[Problem to solve]: Within the material below, find each line bearing the word "inline" and present it.

[Data section]:
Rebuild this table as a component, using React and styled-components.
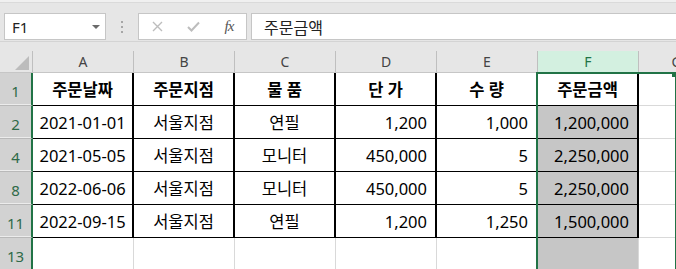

---

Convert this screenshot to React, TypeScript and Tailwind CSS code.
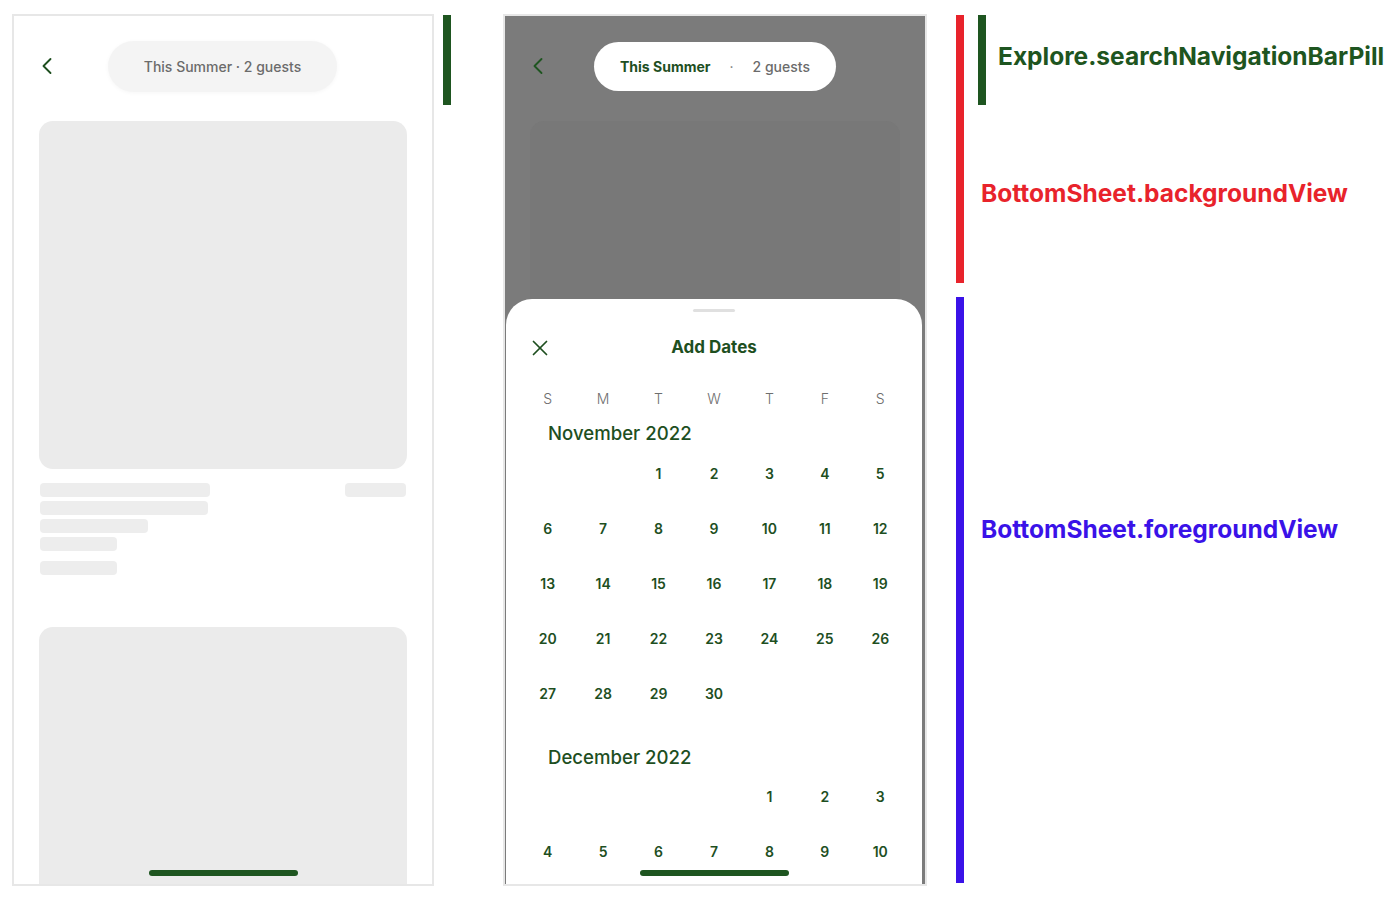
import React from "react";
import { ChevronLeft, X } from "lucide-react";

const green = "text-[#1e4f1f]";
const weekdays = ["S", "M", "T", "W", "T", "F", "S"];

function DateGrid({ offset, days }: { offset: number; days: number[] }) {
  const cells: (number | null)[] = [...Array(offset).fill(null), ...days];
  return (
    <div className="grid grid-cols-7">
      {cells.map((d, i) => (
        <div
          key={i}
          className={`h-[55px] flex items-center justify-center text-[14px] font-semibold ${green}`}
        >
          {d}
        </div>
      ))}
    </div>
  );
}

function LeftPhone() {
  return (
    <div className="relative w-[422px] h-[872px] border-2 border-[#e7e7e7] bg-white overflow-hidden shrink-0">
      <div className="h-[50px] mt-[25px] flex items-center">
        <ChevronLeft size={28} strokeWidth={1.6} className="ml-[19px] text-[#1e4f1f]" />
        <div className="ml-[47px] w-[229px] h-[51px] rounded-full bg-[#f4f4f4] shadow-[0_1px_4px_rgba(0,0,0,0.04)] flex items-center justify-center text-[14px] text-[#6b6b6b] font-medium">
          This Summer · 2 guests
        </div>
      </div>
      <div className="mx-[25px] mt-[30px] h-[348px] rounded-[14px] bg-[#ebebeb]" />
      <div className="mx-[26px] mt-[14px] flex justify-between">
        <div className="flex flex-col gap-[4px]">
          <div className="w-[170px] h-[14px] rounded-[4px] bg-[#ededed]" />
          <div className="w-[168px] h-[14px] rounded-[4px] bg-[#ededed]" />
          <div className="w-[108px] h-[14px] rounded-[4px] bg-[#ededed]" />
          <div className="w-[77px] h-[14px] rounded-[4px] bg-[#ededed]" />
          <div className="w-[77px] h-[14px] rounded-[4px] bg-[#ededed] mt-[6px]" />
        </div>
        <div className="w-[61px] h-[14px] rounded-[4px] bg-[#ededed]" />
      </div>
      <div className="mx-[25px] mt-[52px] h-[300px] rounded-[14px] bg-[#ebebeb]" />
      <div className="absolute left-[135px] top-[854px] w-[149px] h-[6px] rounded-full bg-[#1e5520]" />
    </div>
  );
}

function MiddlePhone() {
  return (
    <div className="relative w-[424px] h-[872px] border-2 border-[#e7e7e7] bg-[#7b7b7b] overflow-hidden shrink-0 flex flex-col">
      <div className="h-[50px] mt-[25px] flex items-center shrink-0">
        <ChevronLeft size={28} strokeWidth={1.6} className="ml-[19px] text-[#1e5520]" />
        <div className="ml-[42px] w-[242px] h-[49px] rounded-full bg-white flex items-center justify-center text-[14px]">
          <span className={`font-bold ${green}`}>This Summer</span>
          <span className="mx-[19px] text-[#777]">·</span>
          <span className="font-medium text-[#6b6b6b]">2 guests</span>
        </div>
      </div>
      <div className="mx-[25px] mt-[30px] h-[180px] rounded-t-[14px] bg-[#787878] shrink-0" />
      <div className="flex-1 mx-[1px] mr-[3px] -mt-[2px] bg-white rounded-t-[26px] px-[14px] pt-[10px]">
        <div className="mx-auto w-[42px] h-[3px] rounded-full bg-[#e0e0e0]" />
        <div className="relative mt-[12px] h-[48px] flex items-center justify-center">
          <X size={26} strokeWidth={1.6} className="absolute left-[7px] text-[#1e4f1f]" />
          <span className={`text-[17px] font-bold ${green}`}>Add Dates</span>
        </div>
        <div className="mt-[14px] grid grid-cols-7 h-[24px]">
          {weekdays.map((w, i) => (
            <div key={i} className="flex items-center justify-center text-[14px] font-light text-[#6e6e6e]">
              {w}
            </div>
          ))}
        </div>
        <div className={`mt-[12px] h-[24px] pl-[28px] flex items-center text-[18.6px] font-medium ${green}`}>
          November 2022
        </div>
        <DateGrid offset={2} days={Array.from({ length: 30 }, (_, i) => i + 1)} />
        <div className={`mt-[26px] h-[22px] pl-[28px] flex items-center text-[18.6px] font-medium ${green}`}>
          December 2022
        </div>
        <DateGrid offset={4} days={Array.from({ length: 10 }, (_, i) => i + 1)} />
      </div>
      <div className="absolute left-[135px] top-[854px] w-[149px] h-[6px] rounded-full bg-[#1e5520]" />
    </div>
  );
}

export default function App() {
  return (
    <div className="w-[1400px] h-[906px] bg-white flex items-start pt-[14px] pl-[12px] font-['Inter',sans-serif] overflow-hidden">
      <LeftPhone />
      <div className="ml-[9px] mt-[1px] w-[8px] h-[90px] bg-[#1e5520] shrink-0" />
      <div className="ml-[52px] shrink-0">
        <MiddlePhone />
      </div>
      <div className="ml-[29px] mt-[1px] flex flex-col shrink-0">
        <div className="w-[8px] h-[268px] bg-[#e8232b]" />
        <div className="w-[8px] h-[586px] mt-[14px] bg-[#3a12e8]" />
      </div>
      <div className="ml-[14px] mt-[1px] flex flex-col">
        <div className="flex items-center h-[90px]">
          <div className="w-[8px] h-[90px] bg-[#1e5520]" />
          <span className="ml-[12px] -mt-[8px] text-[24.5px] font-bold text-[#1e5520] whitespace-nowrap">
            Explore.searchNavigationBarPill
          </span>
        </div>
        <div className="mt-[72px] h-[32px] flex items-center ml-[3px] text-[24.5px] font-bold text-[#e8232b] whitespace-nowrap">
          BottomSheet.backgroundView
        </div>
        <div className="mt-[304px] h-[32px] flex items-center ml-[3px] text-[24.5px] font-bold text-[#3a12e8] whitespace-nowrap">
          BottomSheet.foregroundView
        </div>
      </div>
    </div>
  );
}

--

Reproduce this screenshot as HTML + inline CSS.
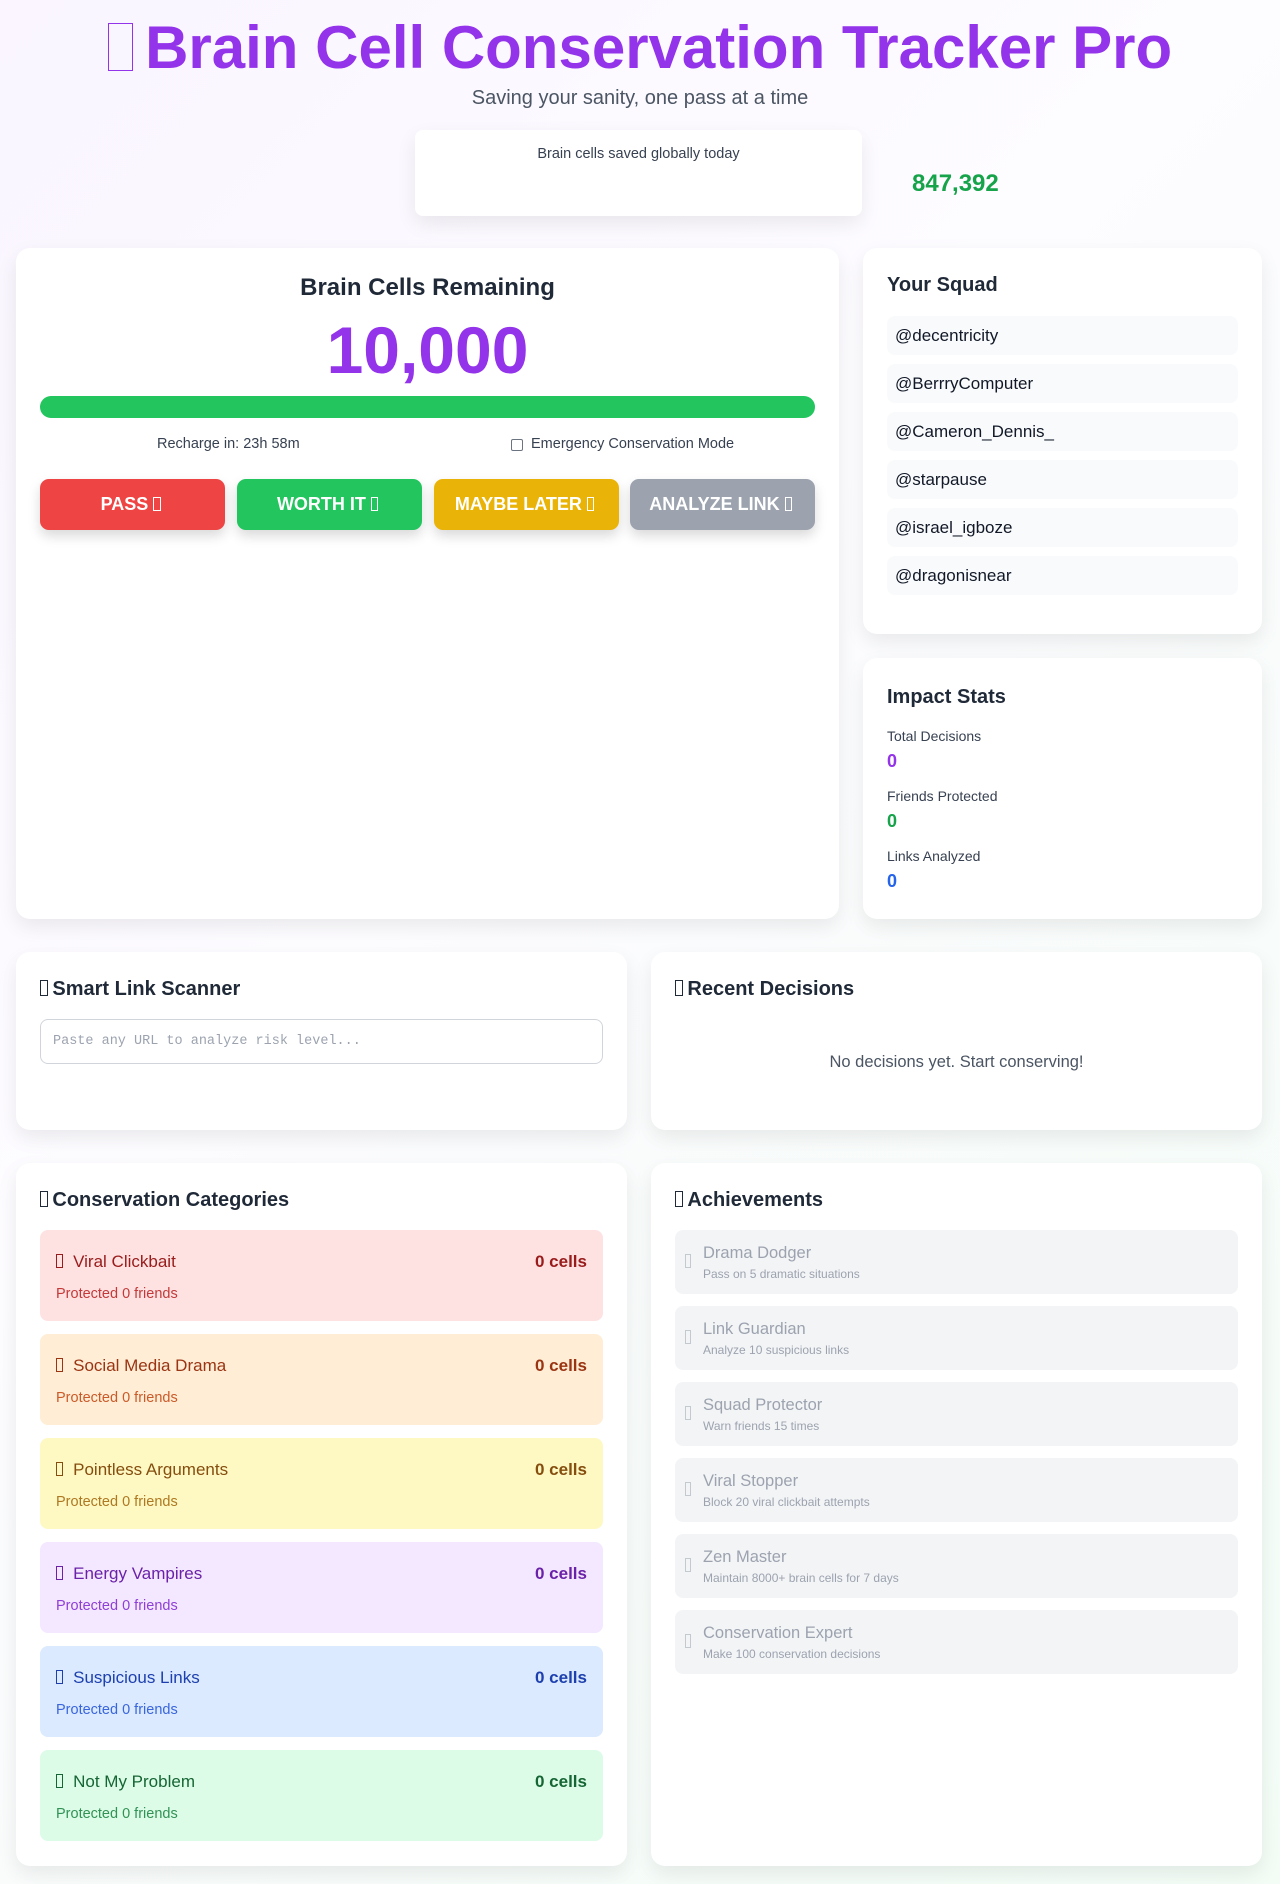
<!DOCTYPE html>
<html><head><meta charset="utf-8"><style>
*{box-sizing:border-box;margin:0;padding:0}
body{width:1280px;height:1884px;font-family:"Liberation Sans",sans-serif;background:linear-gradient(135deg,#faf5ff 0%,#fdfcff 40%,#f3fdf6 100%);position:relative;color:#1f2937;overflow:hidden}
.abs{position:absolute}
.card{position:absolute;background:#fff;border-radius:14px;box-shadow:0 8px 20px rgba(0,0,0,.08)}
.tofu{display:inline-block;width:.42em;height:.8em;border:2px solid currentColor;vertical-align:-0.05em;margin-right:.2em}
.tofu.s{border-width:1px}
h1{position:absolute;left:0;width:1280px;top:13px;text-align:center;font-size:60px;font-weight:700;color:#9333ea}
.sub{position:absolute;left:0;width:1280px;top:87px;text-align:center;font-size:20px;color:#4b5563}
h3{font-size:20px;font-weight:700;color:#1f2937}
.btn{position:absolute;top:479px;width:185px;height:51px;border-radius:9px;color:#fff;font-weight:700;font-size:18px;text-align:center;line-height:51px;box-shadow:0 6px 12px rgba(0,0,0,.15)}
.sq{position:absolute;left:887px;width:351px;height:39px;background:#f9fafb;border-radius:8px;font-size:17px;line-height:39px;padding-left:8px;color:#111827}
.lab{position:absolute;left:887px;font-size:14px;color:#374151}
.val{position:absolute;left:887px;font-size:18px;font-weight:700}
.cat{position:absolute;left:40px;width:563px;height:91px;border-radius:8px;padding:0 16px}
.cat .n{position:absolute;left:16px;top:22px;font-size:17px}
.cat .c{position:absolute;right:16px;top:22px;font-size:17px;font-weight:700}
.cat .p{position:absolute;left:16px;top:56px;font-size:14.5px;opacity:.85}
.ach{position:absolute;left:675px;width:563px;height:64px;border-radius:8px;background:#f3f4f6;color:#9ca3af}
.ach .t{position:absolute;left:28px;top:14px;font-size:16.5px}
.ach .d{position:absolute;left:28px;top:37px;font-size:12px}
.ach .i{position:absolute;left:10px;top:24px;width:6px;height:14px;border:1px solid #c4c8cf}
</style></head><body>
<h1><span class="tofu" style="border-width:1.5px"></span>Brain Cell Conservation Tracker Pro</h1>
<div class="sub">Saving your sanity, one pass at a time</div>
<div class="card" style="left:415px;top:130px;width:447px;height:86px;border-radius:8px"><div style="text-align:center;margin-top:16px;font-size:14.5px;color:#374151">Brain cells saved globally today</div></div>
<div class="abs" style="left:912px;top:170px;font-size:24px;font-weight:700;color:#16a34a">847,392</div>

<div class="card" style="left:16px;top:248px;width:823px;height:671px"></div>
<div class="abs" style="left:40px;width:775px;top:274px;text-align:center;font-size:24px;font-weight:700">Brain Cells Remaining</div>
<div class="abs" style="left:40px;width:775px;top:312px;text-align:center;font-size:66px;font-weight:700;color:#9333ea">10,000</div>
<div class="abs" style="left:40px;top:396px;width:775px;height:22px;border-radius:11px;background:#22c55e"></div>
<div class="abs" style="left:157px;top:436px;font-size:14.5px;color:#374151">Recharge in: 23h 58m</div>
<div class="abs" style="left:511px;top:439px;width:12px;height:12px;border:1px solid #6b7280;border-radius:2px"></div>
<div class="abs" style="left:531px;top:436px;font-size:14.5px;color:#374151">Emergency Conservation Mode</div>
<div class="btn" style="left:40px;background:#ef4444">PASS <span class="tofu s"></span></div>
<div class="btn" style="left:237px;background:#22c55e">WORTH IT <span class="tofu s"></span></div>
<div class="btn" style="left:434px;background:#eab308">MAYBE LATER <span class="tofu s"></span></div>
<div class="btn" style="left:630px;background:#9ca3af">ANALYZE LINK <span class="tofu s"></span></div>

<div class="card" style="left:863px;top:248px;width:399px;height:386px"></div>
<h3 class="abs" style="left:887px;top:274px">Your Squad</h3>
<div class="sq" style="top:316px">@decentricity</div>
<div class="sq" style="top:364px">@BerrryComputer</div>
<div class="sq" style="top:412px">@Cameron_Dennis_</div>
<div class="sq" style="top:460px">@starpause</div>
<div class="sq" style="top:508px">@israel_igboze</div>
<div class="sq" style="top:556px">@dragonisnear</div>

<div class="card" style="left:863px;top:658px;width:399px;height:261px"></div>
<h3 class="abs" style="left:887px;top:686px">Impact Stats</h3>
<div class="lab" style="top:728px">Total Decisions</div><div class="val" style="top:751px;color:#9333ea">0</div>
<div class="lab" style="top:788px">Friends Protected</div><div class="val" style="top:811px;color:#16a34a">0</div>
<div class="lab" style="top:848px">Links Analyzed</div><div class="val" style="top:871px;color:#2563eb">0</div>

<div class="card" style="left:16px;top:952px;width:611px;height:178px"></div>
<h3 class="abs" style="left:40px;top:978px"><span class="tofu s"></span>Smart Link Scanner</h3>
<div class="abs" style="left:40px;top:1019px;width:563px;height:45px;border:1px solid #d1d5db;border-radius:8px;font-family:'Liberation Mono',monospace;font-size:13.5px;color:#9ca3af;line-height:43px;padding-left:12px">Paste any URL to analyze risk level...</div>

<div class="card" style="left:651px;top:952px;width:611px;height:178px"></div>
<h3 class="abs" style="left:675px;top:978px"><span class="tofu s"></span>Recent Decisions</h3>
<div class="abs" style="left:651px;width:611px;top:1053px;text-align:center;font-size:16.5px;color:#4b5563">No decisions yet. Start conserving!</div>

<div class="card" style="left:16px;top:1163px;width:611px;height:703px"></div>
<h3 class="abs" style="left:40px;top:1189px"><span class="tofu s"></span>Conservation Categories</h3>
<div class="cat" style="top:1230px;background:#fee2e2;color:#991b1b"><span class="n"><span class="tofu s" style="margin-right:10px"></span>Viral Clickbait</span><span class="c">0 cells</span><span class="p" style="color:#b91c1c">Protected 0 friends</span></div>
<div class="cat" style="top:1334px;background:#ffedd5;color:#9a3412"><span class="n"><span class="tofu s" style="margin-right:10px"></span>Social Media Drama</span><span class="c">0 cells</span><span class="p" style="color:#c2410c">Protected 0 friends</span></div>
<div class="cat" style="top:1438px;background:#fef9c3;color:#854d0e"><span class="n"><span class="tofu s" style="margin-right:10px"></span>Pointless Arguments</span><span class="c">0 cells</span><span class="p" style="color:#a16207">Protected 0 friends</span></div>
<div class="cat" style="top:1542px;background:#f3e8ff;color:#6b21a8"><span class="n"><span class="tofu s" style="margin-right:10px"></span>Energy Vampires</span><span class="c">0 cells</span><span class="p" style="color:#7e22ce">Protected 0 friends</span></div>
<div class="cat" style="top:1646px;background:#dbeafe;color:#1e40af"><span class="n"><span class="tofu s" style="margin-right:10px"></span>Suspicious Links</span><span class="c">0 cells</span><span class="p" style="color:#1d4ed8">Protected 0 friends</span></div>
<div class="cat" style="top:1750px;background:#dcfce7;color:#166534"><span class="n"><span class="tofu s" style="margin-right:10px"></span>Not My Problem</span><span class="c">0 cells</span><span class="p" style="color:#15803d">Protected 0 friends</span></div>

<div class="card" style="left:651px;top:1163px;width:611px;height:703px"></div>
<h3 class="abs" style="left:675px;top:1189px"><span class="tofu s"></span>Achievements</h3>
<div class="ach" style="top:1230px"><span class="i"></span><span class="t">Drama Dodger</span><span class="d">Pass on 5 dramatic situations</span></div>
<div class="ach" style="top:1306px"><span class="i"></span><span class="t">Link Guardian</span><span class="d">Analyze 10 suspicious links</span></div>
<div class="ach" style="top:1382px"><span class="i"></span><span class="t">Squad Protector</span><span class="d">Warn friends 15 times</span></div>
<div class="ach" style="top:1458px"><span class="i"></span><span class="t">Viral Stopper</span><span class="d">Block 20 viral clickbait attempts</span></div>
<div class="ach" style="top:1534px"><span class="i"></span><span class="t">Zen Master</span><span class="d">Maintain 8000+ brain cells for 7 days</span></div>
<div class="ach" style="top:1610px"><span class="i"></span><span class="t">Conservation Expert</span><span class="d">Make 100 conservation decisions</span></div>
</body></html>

[Exercise response]:
Reproduce this screenshot as HTML + inline CSS.
.tofu{display:inline-block;width:.42em;height:.8em;border:2px solid currentColor;vertical-align:-0.05em;margin-right:.2em}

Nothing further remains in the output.